───── DATASET EXTRACT
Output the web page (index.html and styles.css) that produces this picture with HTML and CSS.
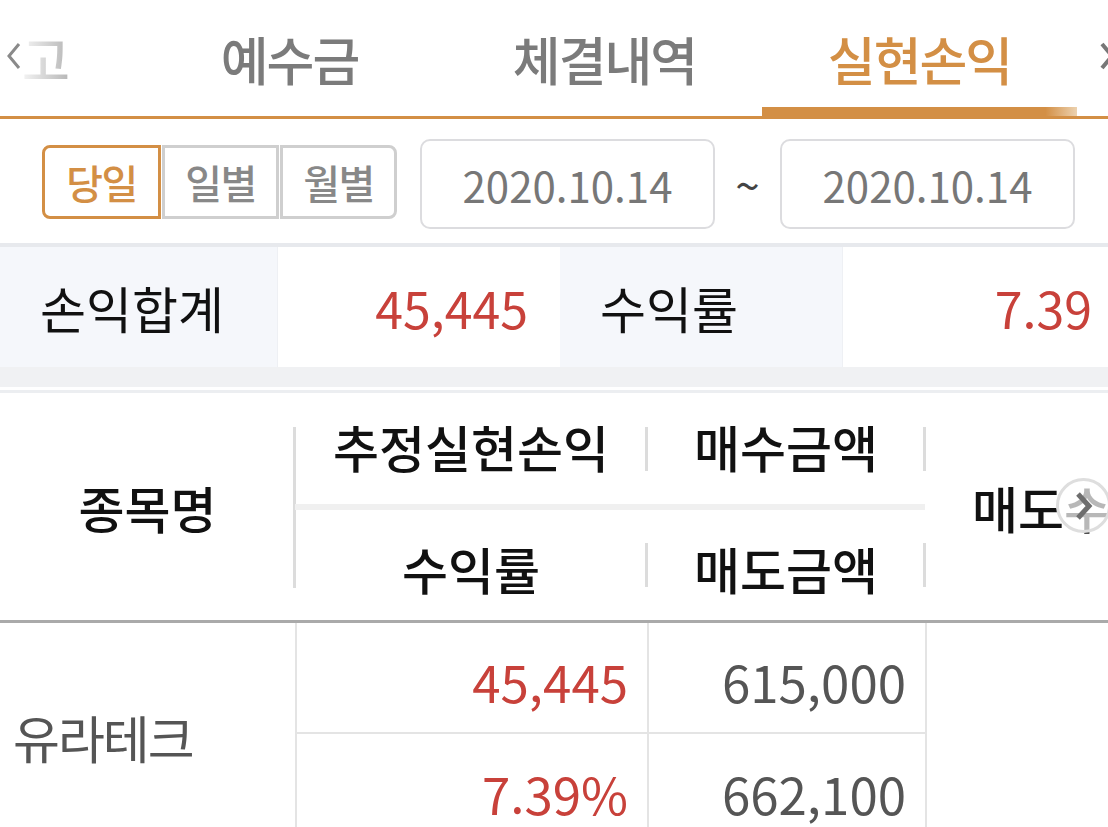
FILE: index.html
```html
<!DOCTYPE html>
<html lang="ko">
  <head>
    <meta charset="UTF-8" />
    <meta name="viewport" content="width=device-width, initial-scale=1.0" />
    <title>실현손익</title>
    <link rel="stylesheet" href="styles.css">
  </head>
  <body>
    <div class="screen">
      <nav class="tabs">
        <svg class="tab-arrow left" width="16" height="32" viewBox="0 0 16 32">
          <polyline points="13,4 3,16 13,28" fill="none" stroke="#8a8a8a" stroke-width="3" />
        </svg>
        <div class="tab prev"><span class="fade">고</span></div>
        <div class="tab">예수금</div>
        <div class="tab">체결내역</div>
        <div class="tab active">실현손익</div>
        <div class="tab">미체결</div>
        <svg class="tab-arrow right" width="14" height="32" viewBox="0 0 14 32">
          <polyline points="2,4 12,16 2,28" fill="none" stroke="#777" stroke-width="4" />
        </svg>
      </nav>

      <div class="filter">
        <div class="segments">
          <button class="seg on">당일</button>
          <button class="seg">일별</button>
          <button class="seg">월별</button>
        </div>
        <div class="date">2020.10.14</div>
        <span class="tilde">~</span>
        <div class="date">2020.10.14</div>
      </div>

      <div class="summary">
        <div class="label">손익합계</div>
        <div class="value">45,445</div>
        <div class="label">수익률</div>
        <div class="value last">7.39</div>
      </div>
      <div class="band"></div>

      <div class="grid-wrap">
        <div class="head">
          <div class="h-name">종목명</div>
          <div class="h-cell top">추정실현손익</div>
          <div class="h-cell top">매수금액</div>
          <div class="h-line"></div>
          <div class="h-cell bottom">수익률</div>
          <div class="h-cell bottom">매도금액</div>
          <div class="h-last">매도수량</div>
        </div>
        <div class="more">
          <svg width="20" height="30" viewBox="0 0 20 30">
            <polyline points="4,3 15,15 4,27" fill="none" stroke="#6e6e6e" stroke-width="5" />
          </svg>
        </div>

        <div class="rows">
          <div class="r-name">유라테크</div>
          <div class="r-cell up first">45,445</div>
          <div class="r-cell first">615,000</div>
          <div class="r-cell up">7.39%</div>
          <div class="r-cell">662,100</div>
          <div class="r-last"></div>
        </div>
      </div>
    </div>
  </body>
</html>
```

FILE: styles.css
```css
body {
  margin: 0;
  background: #fff;
  font-family: "Noto Sans CJK KR", "Noto Sans", sans-serif;
  color: #111;
}
.screen {
  width: 1108px;
  height: 827px;
  overflow: hidden;
}

/* tabs */
.tabs {
  position: relative;
  display: flex;
  height: 116px;
  border-bottom: 3px solid #d38f45;
  overflow: hidden;
}
.tab {
  flex: 0 0 315px;
  display: flex;
  align-items: center;
  justify-content: center;
  position: relative;
  font-size: 52px;
  font-weight: 500;
  letter-spacing: -2px;
  color: #7b7b7b;
}
.tab.prev {
  flex-basis: 132px;
  justify-content: flex-start;
  padding-left: 22px;
  box-sizing: border-box;
}
.fade {
  background: linear-gradient(to right, #f4f4f4, #b8b8b8);
  -webkit-background-clip: text;
  background-clip: text;
  color: transparent;
}
.tab.active {
  color: #d38f45;
}
.tab.active::after {
  content: "";
  position: absolute;
  left: 0;
  right: 0;
  bottom: 0;
  height: 9px;
  background: linear-gradient(to right, #d38f45 90%, #ecd2b0);
}
.tab-arrow {
  position: absolute;
  top: 40px;
}
.tab-arrow.left {
  left: 6px;
}
.tab-arrow.right {
  right: -6px;
}

/* filter row */
.filter {
  display: flex;
  align-items: center;
  height: 118px;
  padding: 6px 0 0 42px;
  border-bottom: 4px solid #e7e9ed;
}
.segments {
  display: flex;
  margin-top: -4px;
}
.seg {
  all: unset;
  width: 117px;
  height: 74px;
  box-sizing: border-box;
  border: 3px solid #cfcfcf;
  text-align: center;
  line-height: 62px;
  font-size: 40px;
  font-weight: 500;
  letter-spacing: -1.5px;
  color: #888;
}
.seg + .seg {
  margin-left: 1px;
}
.seg:first-child {
  width: 119px;
  border-radius: 8px 0 0 8px;
}
.seg:last-child {
  border-radius: 0 8px 8px 0;
}
.seg.on {
  border-color: #d38f45;
  color: #d38f45;
}
.date {
  width: 295px;
  height: 90px;
  box-sizing: border-box;
  border: 2px solid #dcdcdf;
  border-radius: 10px;
  display: flex;
  align-items: center;
  justify-content: center;
  font-size: 42px;
  color: #777;
}
.segments + .date {
  margin-left: 23px;
}
.tilde {
  width: 65px;
  text-align: center;
  font-size: 44px;
  color: #444;
}

/* summary */
.summary {
  display: grid;
  grid-template-columns: 278px 282px 283px 1fr;
  height: 120px;
  font-size: 50px;
}
.summary .label {
  background: #f5f7fb;
  display: flex;
  align-items: center;
  padding-left: 40px;
  border-right: 1px solid #eef0f4;
}
.summary .value {
  display: flex;
  align-items: center;
  justify-content: flex-end;
  padding-right: 32px;
  color: #c8413a;
}
.summary .value.last {
  padding-right: 16px;
}
.band {
  height: 20px;
  background: #f0f1f3;
  border-bottom: 3px solid #fff;
  box-shadow: 0 3px 0 #eceef1;
  margin-bottom: 3px;
}

/* table */
.grid-wrap {
  position: relative;
  overflow: hidden;
}
.head,
.rows {
  display: grid;
  grid-template-columns: 295px 352px 278px 278px;
  width: 1203px;
}
.head {
  grid-template-rows: 111px 6px 110px;
  border-bottom: 3px solid #aaa;
  font-weight: 500;
  font-size: 50px;
}
.head > div {
  display: flex;
  align-items: center;
  justify-content: center;
  position: relative;
}
.h-name {
  grid-row: 1 / 4;
  grid-column: 1;
}
.h-name::after {
  content: "";
  position: absolute;
  right: -1px;
  top: 34px;
  bottom: 32px;
  width: 3px;
  background: #dcdcdc;
}
.h-cell {
  padding-bottom: 6px;
}
.h-cell.bottom {
  padding-bottom: 0;
  padding-top: 6px;
}
.h-cell::after {
  content: "";
  position: absolute;
  right: -1px;
  width: 3px;
  height: 44px;
  background: #dcdcdc;
}
.h-cell.top::after {
  top: 34px;
}
.h-cell.bottom::after {
  top: 33px;
}
.h-line {
  grid-column: 2 / 4;
  background: #f0f0f0;
}
.h-last {
  grid-column: 4;
  grid-row: 1 / 4;
}
.more {
  position: absolute;
  left: 1056px;
  top: 85px;
  width: 55px;
  height: 55px;
  box-sizing: border-box;
  border: 3px solid #dedede;
  border-radius: 50%;
  background: rgba(255, 255, 255, 0.7);
  display: flex;
  align-items: center;
  justify-content: center;
}

.rows {
  grid-template-rows: 111px 112px;
  font-size: 51px;
}
.r-name {
  grid-row: 1 / 3;
  display: flex;
  align-items: center;
  padding-left: 13px;
  padding-top: 4px;
  font-size: 51px;
  letter-spacing: -2px;
  color: #555;
}
.r-cell {
  display: flex;
  align-items: center;
  justify-content: flex-end;
  padding-right: 19px;
  padding-top: 6px;
  border-left: 2px solid #e4e4e4;
  color: #555;
}
.r-cell.first {
  border-bottom: 2px solid #e4e4e4;
}
.r-cell.up {
  color: #c8413a;
}
.r-last {
  grid-column: 4;
  grid-row: 1 / 3;
  border-left: 2px solid #e4e4e4;
}
```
──────────
- **CHALLENGE**
Leave out all pictures, then copy the remaining material exactly.

- **OUTPUT OF THE TASK**
Output the web page (index.html and styles.css) that produces this picture with HTML and CSS.
FILE: index.html
```html
<!DOCTYPE html>
<html lang="ko">
  <head>
    <meta charset="UTF-8" />
    <meta name="viewport" content="width=device-width, initial-scale=1.0" />
    <title>실현손익</title>
    <link rel="stylesheet" href="styles.css">
  </head>
  <body>
    <div class="screen">
      <nav class="tabs">
        <svg class="tab-arrow left" width="16" height="32" viewBox="0 0 16 32">
          <polyline points="13,4 3,16 13,28" fill="none" stroke="#8a8a8a" stroke-width="3" />
        </svg>
        <div class="tab prev"><span class="fade">고</span></div>
        <div class="tab">예수금</div>
        <div class="tab">체결내역</div>
        <div class="tab active">실현손익</div>
        <div class="tab">미체결</div>
        <svg class="tab-arrow right" width="14" height="32" viewBox="0 0 14 32">
          <polyline points="2,4 12,16 2,28" fill="none" stroke="#777" stroke-width="4" />
        </svg>
      </nav>

      <div class="filter">
        <div class="segments">
          <button class="seg on">당일</button>
          <button class="seg">일별</button>
          <button class="seg">월별</button>
        </div>
        <div class="date">2020.10.14</div>
        <span class="tilde">~</span>
        <div class="date">2020.10.14</div>
      </div>

      <div class="summary">
        <div class="label">손익합계</div>
        <div class="value">45,445</div>
        <div class="label">수익률</div>
        <div class="value last">7.39</div>
      </div>
      <div class="band"></div>

      <div class="grid-wrap">
        <div class="head">
          <div class="h-name">종목명</div>
          <div class="h-cell top">추정실현손익</div>
          <div class="h-cell top">매수금액</div>
          <div class="h-line"></div>
          <div class="h-cell bottom">수익률</div>
          <div class="h-cell bottom">매도금액</div>
          <div class="h-last">매도수량</div>
        </div>
        <div class="more">
          <svg width="20" height="30" viewBox="0 0 20 30">
            <polyline points="4,3 15,15 4,27" fill="none" stroke="#6e6e6e" stroke-width="5" />
          </svg>
        </div>

        <div class="rows">
          <div class="r-name">유라테크</div>
          <div class="r-cell up first">45,445</div>
          <div class="r-cell first">615,000</div>
          <div class="r-cell up">7.39%</div>
          <div class="r-cell">662,100</div>
          <div class="r-last"></div>
        </div>
      </div>
    </div>
  </body>
</html>
```

FILE: styles.css
```css
body {
  margin: 0;
  background: #fff;
  font-family: "Noto Sans CJK KR", "Noto Sans", sans-serif;
  color: #111;
}
.screen {
  width: 1108px;
  height: 827px;
  overflow: hidden;
}

/* tabs */
.tabs {
  position: relative;
  display: flex;
  height: 116px;
  border-bottom: 3px solid #d38f45;
  overflow: hidden;
}
.tab {
  flex: 0 0 315px;
  display: flex;
  align-items: center;
  justify-content: center;
  position: relative;
  font-size: 52px;
  font-weight: 500;
  letter-spacing: -2px;
  color: #7b7b7b;
}
.tab.prev {
  flex-basis: 132px;
  justify-content: flex-start;
  padding-left: 22px;
  box-sizing: border-box;
}
.fade {
  background: linear-gradient(to right, #f4f4f4, #b8b8b8);
  -webkit-background-clip: text;
  background-clip: text;
  color: transparent;
}
.tab.active {
  color: #d38f45;
}
.tab.active::after {
  content: "";
  position: absolute;
  left: 0;
  right: 0;
  bottom: 0;
  height: 9px;
  background: linear-gradient(to right, #d38f45 90%, #ecd2b0);
}
.tab-arrow {
  position: absolute;
  top: 40px;
}
.tab-arrow.left {
  left: 6px;
}
.tab-arrow.right {
  right: -6px;
}

/* filter row */
.filter {
  display: flex;
  align-items: center;
  height: 118px;
  padding: 6px 0 0 42px;
  border-bottom: 4px solid #e7e9ed;
}
.segments {
  display: flex;
  margin-top: -4px;
}
.seg {
  all: unset;
  width: 117px;
  height: 74px;
  box-sizing: border-box;
  border: 3px solid #cfcfcf;
  text-align: center;
  line-height: 62px;
  font-size: 40px;
  font-weight: 500;
  letter-spacing: -1.5px;
  color: #888;
}
.seg + .seg {
  margin-left: 1px;
}
.seg:first-child {
  width: 119px;
  border-radius: 8px 0 0 8px;
}
.seg:last-child {
  border-radius: 0 8px 8px 0;
}
.seg.on {
  border-color: #d38f45;
  color: #d38f45;
}
.date {
  width: 295px;
  height: 90px;
  box-sizing: border-box;
  border: 2px solid #dcdcdf;
  border-radius: 10px;
  display: flex;
  align-items: center;
  justify-content: center;
  font-size: 42px;
  color: #777;
}
.segments + .date {
  margin-left: 23px;
}
.tilde {
  width: 65px;
  text-align: center;
  font-size: 44px;
  color: #444;
}

/* summary */
.summary {
  display: grid;
  grid-template-columns: 278px 282px 283px 1fr;
  height: 120px;
  font-size: 50px;
}
.summary .label {
  background: #f5f7fb;
  display: flex;
  align-items: center;
  padding-left: 40px;
  border-right: 1px solid #eef0f4;
}
.summary .value {
  display: flex;
  align-items: center;
  justify-content: flex-end;
  padding-right: 32px;
  color: #c8413a;
}
.summary .value.last {
  padding-right: 16px;
}
.band {
  height: 20px;
  background: #f0f1f3;
  border-bottom: 3px solid #fff;
  box-shadow: 0 3px 0 #eceef1;
  margin-bottom: 3px;
}

/* table */
.grid-wrap {
  position: relative;
  overflow: hidden;
}
.head,
.rows {
  display: grid;
  grid-template-columns: 295px 352px 278px 278px;
  width: 1203px;
}
.head {
  grid-template-rows: 111px 6px 110px;
  border-bottom: 3px solid #aaa;
  font-weight: 500;
  font-size: 50px;
}
.head > div {
  display: flex;
  align-items: center;
  justify-content: center;
  position: relative;
}
.h-name {
  grid-row: 1 / 4;
  grid-column: 1;
}
.h-name::after {
  content: "";
  position: absolute;
  right: -1px;
  top: 34px;
  bottom: 32px;
  width: 3px;
  background: #dcdcdc;
}
.h-cell {
  padding-bottom: 6px;
}
.h-cell.bottom {
  padding-bottom: 0;
  padding-top: 6px;
}
.h-cell::after {
  content: "";
  position: absolute;
  right: -1px;
  width: 3px;
  height: 44px;
  background: #dcdcdc;
}
.h-cell.top::after {
  top: 34px;
}
.h-cell.bottom::after {
  top: 33px;
}
.h-line {
  grid-column: 2 / 4;
  background: #f0f0f0;
}
.h-last {
  grid-column: 4;
  grid-row: 1 / 4;
}
.more {
  position: absolute;
  left: 1056px;
  top: 85px;
  width: 55px;
  height: 55px;
  box-sizing: border-box;
  border: 3px solid #dedede;
  border-radius: 50%;
  background: rgba(255, 255, 255, 0.7);
  display: flex;
  align-items: center;
  justify-content: center;
}

.rows {
  grid-template-rows: 111px 112px;
  font-size: 51px;
}
.r-name {
  grid-row: 1 / 3;
  display: flex;
  align-items: center;
  padding-left: 13px;
  padding-top: 4px;
  font-size: 51px;
  letter-spacing: -2px;
  color: #555;
}
.r-cell {
  display: flex;
  align-items: center;
  justify-content: flex-end;
  padding-right: 19px;
  padding-top: 6px;
  border-left: 2px solid #e4e4e4;
  color: #555;
}
.r-cell.first {
  border-bottom: 2px solid #e4e4e4;
}
.r-cell.up {
  color: #c8413a;
}
.r-last {
  grid-column: 4;
  grid-row: 1 / 3;
  border-left: 2px solid #e4e4e4;
}
```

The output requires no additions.